I do not tend to come to the blank page with any preconceptions. I am an artist. I create things from nothing. As the initial layers go on, they influence each other. The previous stroke has an influence, on the next one and so on. I like to think that with each layer I try to bring some level of balance to the next one, and so on. The balance is compositional, it is line versus colour, it is warmth versus coolness, it is a balance of dark versus light. All going back to the chaos of the first layer. As artists we are illusionists, and I strive to create the illusion of depth on the two-dimensional surface continuously.

I start always from nothing, a blank page. I come to the page without preconceptions about what will happen (this defeats all artist’s block and negative thoughts that I have no ideas today. It is my job to show up only). The first layer is the wild layer. This is where the excitement comes from. Colours blend and mix. I have studied colour theory, and art theories concerning composition/balance/ light/dark, warm/cool. At the moment that is within me, and comes out organically as I paint. I don’t consciously think so much in the process itself. It is my job however to create a painting that gives the viewer a dynamic interest. I try to induce a sense of movement. With each layer, I see something different within the piece, and the piece drives itself in a different direction. The closer to the end of the process I start to introduce details. I get quite lost in the works, time disappears, and there is just me and the page. Sometimes it seems like I have miles to walk with the work, but suddenly out of nowhere a minor detail added resolves the piece. I spend a lot of time just standing back and staring into the work. I then know which way to go next.

When it comes to painting, I use it as a tool of self-discovery. I get lost inside the time/space/moment/ colour/texture/line/ wash of it all. Minutes can pass or hours can pass. And then something taps me on the shoulder and says, you are finished, Ronan. I look at that painting and my ambition is to follow it with a painting that learns something from the previously completed work. It is a path of personal evolution and there is no way to know where it will lead in the end. It is a path that will end with death, I guess. I used to think I did three or four separate art things. I don’t, they are all the same. Creation. Full stop. When I was young and in my 20s, I had all the time in the world, I was living life, I had a dream of becoming an artist that never died, but I wasn’t ready for the obstacles adult life throws at the artist to stop the artist in their tracks. I wasn’t serious about it enough then to die for it. Now I am older I am suddenly aware that we do not know how long any of us have to live.

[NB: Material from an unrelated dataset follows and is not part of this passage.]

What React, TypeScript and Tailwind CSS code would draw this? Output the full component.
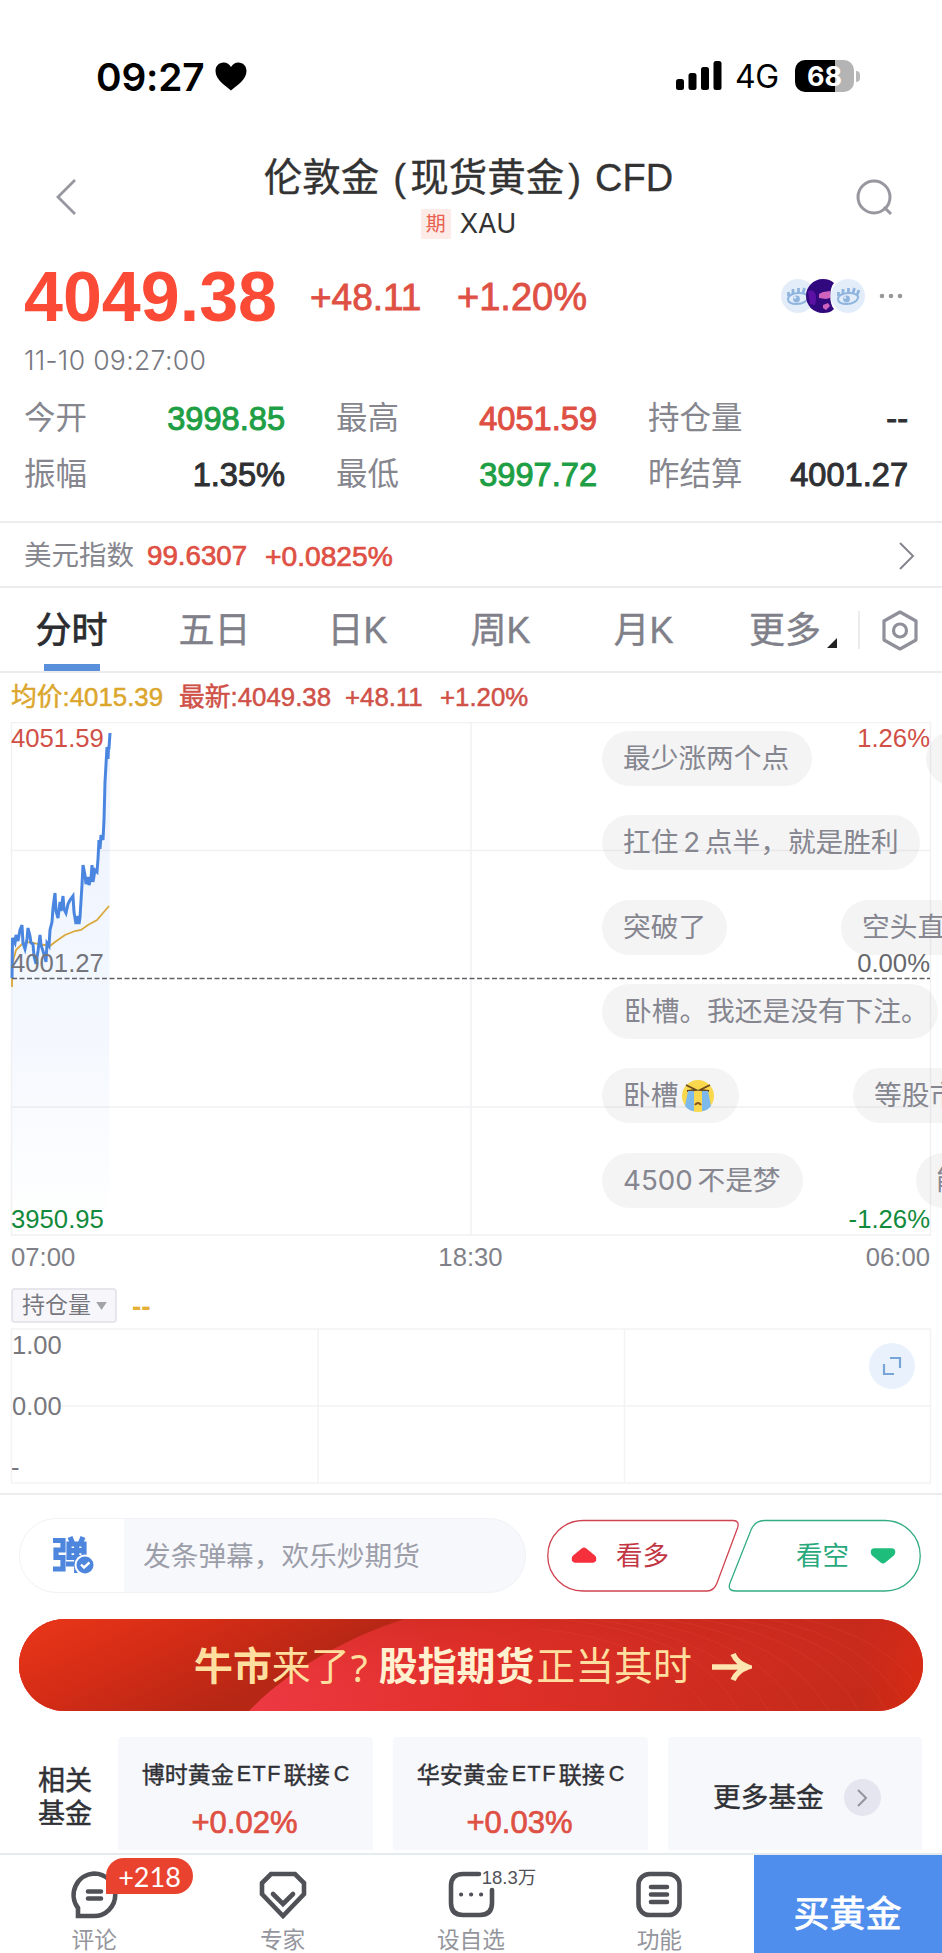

I don’t necessarily want to become rich or famous, I will settle for leaving behind a body of work that is important to me. To this end I do not let a day go by without creating at least one image, whether its drawings, paintings, or digital art.

For me there is no artist’s block, as long as you promise to show up it will happen. I haven’t been to university to study art. I have a mechanical engineering degree. Maybe being told I couldn’t study art at school, reinforced it more in me that I needed to be an artist. But this was the early nineties in Dublin and there were no jobs. Things were bleak. My dad convinced me to study engineering instead of pursuing art, and after a few years of working I could decide myself on whether I still wanted to pursue art. At UCD I won the Society of Visual Art first prize in 1997. I have supplemented by reading all the theories of art I possibly can and watching documentaries of newer contemporary artists. I realised however that great artists do not learn to paint the way they paint, it is in them, it’s how they feel. Charlie Parker didn’t learn to play like Charlie Parker at any university, it was within.

Its the artists job to show up and paint regardless of how we are feeling. The painting process then reflects the colour of that particular mood. Everything is an inspiration whether negative or positive.

Without Creativity I am nothing. I would dive into a deep depression. I need Art. Art is everything to me.

The Art itself is enough for me. A body of work I can lay down at the end of my life, and say I Was Here.